--- start ---

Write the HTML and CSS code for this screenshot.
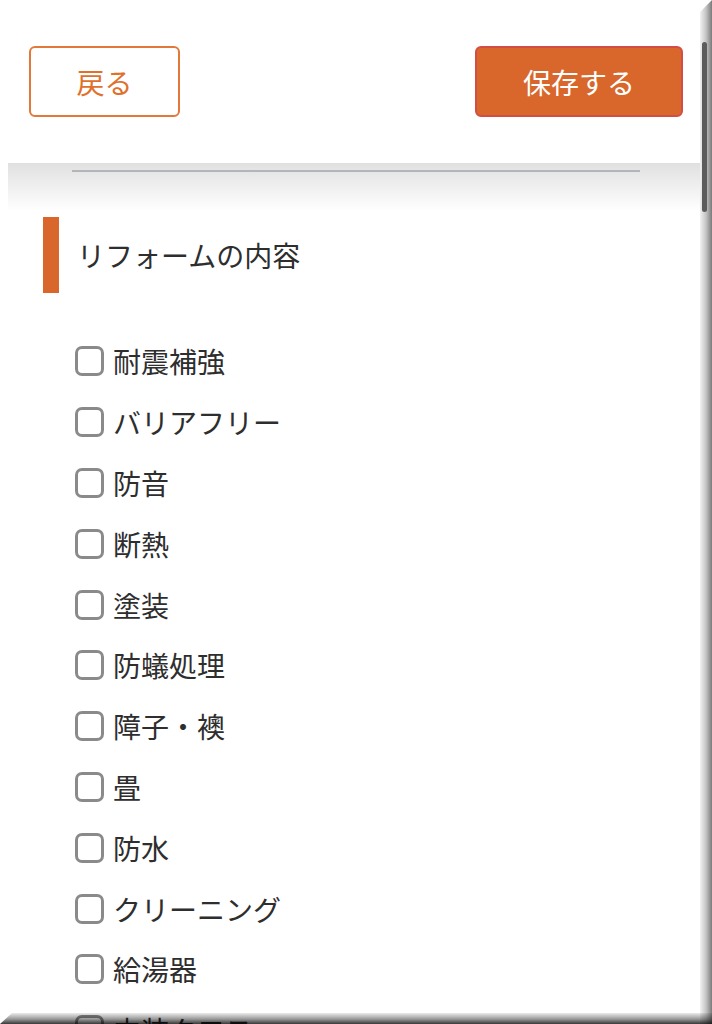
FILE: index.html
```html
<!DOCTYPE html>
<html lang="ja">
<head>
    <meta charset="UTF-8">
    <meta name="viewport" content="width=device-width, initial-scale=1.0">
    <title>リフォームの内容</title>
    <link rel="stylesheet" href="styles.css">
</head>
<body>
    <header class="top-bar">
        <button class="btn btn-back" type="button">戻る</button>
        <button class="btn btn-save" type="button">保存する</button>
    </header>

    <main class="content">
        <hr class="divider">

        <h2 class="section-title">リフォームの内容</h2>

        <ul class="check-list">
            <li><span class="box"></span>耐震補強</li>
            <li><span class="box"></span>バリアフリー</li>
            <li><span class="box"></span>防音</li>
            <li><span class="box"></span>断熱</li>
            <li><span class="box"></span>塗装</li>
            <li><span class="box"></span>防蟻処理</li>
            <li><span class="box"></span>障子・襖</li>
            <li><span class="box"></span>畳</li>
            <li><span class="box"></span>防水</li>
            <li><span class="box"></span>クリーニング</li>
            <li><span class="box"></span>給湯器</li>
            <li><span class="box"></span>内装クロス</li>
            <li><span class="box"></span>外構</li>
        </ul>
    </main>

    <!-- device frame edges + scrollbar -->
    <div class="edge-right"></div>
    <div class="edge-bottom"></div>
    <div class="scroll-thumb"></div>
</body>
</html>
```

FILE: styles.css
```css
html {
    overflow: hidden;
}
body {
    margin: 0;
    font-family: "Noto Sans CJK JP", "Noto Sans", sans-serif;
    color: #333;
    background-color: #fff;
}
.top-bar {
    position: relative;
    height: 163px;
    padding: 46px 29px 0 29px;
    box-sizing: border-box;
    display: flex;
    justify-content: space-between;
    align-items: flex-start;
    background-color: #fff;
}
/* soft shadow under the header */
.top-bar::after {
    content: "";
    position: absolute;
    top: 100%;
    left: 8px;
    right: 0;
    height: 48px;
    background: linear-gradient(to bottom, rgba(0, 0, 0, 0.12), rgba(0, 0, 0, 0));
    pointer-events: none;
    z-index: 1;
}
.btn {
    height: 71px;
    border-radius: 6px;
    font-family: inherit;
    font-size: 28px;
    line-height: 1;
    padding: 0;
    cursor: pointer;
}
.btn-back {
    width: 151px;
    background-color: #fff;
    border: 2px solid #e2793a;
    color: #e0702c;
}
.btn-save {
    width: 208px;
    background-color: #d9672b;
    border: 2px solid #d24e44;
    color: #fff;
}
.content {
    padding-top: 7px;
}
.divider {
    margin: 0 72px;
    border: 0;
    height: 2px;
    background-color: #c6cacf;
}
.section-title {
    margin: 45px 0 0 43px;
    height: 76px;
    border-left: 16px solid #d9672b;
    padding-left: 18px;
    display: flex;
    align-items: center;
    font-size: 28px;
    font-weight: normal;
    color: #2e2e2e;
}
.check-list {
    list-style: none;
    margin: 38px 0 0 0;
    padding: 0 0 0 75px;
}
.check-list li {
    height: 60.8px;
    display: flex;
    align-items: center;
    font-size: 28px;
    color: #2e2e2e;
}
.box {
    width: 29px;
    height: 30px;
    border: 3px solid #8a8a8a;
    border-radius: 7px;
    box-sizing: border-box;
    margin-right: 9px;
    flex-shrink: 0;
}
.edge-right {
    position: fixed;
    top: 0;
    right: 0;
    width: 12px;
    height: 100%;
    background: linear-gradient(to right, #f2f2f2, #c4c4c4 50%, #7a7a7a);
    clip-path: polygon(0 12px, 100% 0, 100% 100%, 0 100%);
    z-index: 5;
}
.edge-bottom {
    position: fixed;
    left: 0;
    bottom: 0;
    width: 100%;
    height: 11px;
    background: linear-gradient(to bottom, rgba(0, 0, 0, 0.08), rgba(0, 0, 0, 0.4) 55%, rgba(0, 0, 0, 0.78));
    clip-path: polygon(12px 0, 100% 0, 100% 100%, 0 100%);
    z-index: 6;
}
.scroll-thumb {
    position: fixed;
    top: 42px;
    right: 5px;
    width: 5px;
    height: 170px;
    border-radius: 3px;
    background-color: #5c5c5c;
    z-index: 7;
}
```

--- end ---
--- start ---

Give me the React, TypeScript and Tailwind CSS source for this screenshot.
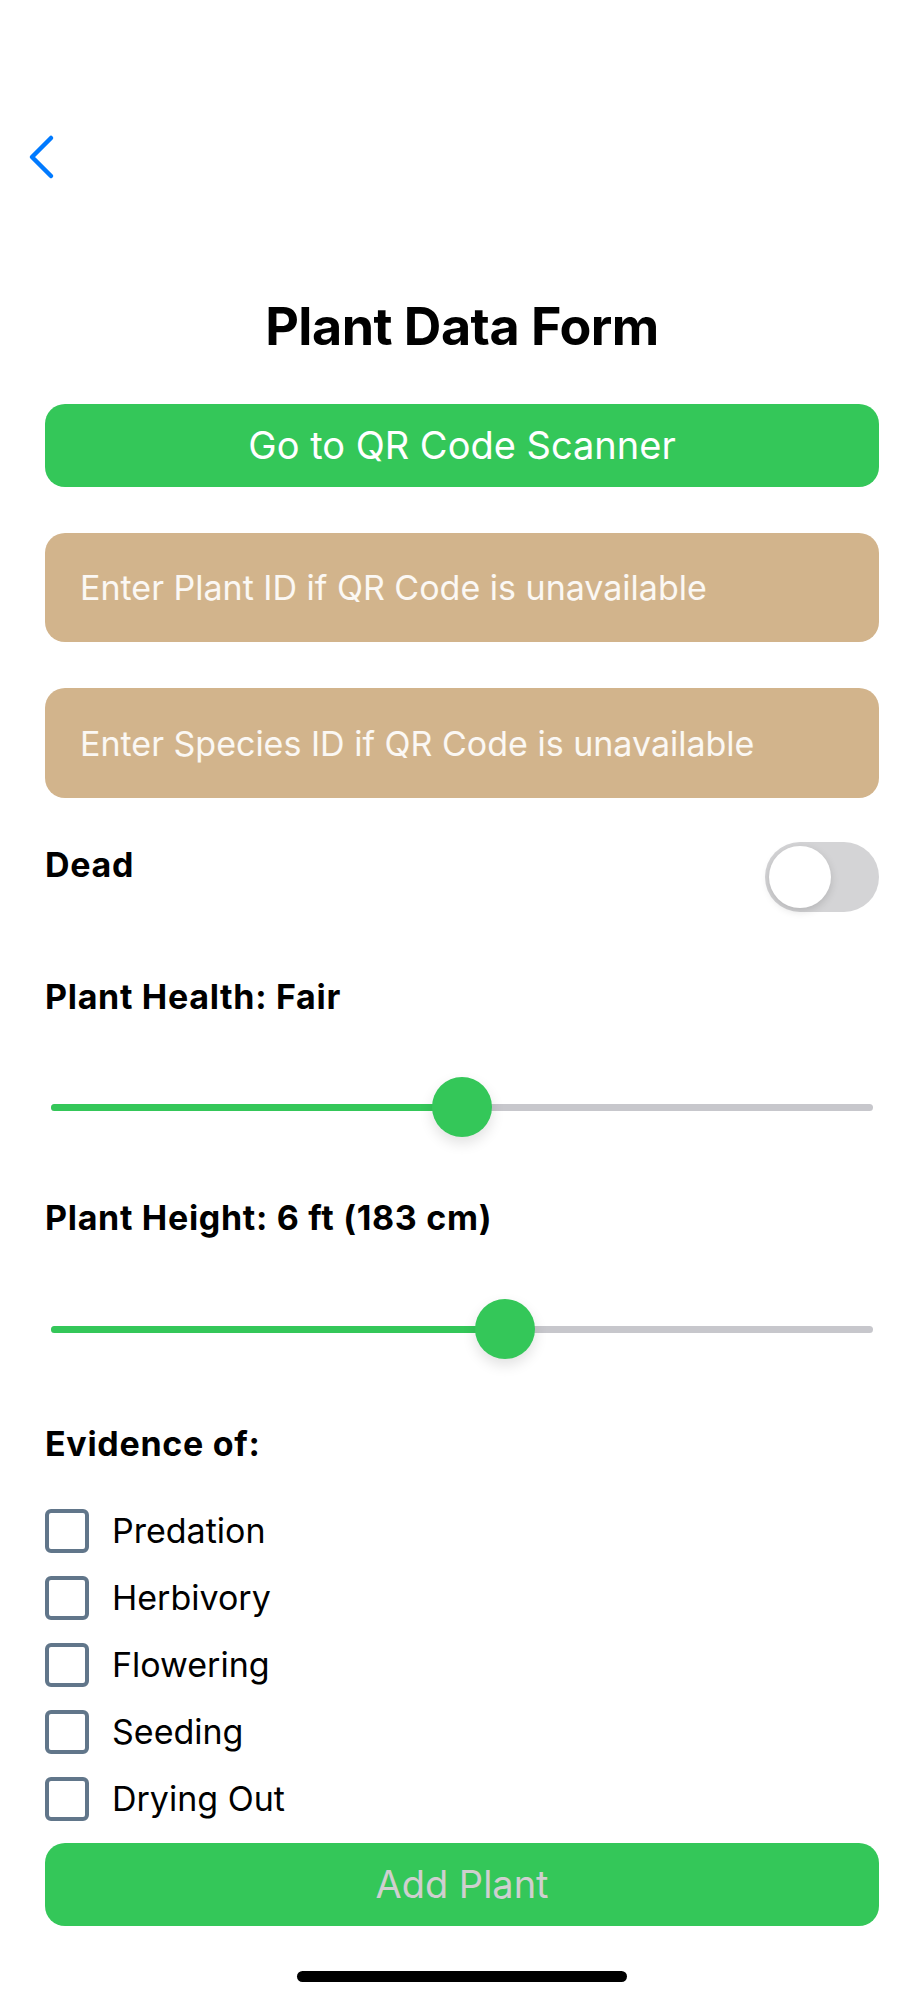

--- end ---
--- start ---

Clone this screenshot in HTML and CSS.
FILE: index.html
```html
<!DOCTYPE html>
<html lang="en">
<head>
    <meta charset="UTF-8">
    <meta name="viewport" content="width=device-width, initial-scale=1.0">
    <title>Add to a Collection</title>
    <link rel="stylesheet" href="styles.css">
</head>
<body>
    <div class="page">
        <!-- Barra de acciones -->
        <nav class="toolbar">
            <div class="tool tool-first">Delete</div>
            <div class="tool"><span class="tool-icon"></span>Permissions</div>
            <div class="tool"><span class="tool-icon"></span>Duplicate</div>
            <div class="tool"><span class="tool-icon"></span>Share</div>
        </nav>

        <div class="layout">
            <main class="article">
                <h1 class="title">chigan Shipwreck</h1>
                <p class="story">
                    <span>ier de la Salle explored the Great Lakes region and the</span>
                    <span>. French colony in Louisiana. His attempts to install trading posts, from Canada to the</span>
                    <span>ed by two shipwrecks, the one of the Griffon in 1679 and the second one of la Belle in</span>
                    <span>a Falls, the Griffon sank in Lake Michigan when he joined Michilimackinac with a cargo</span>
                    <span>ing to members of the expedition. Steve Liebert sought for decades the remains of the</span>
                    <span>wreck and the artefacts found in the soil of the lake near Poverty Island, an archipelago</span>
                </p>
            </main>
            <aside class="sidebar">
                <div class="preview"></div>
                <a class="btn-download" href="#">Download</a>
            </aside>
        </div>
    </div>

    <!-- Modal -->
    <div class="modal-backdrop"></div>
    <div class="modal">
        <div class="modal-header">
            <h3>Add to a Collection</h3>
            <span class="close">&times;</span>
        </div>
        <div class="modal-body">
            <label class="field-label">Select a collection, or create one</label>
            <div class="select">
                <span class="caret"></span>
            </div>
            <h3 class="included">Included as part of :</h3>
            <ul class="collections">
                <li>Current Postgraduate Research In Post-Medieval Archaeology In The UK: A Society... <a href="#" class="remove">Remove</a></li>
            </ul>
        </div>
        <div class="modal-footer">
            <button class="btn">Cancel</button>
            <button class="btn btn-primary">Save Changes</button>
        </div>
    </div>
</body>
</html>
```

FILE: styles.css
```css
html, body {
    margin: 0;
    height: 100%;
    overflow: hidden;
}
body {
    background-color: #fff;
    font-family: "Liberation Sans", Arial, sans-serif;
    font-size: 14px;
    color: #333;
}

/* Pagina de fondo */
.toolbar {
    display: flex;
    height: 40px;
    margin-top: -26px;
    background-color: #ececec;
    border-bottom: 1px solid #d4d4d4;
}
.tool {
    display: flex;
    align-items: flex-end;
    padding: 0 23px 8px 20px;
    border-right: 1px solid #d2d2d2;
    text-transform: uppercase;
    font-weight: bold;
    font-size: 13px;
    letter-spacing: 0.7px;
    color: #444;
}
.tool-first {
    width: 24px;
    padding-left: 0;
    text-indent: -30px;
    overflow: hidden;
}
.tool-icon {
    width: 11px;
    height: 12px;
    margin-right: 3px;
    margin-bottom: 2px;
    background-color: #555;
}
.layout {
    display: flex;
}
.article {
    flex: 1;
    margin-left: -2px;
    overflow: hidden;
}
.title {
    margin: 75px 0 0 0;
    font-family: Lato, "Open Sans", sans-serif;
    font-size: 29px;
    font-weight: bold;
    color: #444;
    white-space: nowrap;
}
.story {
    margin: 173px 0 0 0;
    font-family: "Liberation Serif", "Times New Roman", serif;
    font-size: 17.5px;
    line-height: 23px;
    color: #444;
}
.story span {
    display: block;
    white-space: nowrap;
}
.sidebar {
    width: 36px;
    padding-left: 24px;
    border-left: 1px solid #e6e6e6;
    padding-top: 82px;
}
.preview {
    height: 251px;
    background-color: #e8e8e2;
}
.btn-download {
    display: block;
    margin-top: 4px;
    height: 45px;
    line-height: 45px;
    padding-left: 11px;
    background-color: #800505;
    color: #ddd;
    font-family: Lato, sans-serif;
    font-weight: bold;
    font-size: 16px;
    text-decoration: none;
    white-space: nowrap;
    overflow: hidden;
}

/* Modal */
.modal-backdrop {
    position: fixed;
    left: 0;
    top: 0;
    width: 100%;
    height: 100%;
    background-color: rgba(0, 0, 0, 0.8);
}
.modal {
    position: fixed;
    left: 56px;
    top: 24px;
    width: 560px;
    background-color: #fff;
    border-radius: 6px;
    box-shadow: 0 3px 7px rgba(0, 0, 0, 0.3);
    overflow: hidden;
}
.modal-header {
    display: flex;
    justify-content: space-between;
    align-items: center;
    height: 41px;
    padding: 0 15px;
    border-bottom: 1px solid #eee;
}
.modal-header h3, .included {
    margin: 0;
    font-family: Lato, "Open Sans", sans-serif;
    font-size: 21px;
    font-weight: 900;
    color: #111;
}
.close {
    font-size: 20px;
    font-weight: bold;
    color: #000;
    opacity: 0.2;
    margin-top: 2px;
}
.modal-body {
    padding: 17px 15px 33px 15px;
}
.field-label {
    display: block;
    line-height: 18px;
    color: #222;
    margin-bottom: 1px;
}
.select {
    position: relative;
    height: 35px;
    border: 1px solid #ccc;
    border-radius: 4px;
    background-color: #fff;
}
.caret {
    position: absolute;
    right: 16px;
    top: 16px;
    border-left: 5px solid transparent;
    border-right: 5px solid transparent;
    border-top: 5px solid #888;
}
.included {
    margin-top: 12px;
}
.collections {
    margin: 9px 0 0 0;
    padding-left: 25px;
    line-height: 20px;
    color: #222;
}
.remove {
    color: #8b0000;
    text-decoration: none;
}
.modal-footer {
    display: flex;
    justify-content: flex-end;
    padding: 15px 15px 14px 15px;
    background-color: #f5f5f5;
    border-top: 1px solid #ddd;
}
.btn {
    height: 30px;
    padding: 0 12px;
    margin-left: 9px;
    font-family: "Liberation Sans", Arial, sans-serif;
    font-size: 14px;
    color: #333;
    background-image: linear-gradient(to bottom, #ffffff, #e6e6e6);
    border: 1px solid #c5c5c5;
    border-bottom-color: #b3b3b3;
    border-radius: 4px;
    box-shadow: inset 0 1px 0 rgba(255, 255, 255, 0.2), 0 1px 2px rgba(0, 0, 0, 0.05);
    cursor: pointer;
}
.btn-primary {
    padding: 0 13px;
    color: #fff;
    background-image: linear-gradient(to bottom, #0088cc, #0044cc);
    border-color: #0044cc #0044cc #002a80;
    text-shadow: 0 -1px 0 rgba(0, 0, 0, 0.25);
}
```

--- end ---

From the entries above, return each line with the word "this" in it.

**Result of the exercise**
Write the HTML and CSS code for this screenshot.
Give me the React, TypeScript and Tailwind CSS source for this screenshot.
Clone this screenshot in HTML and CSS.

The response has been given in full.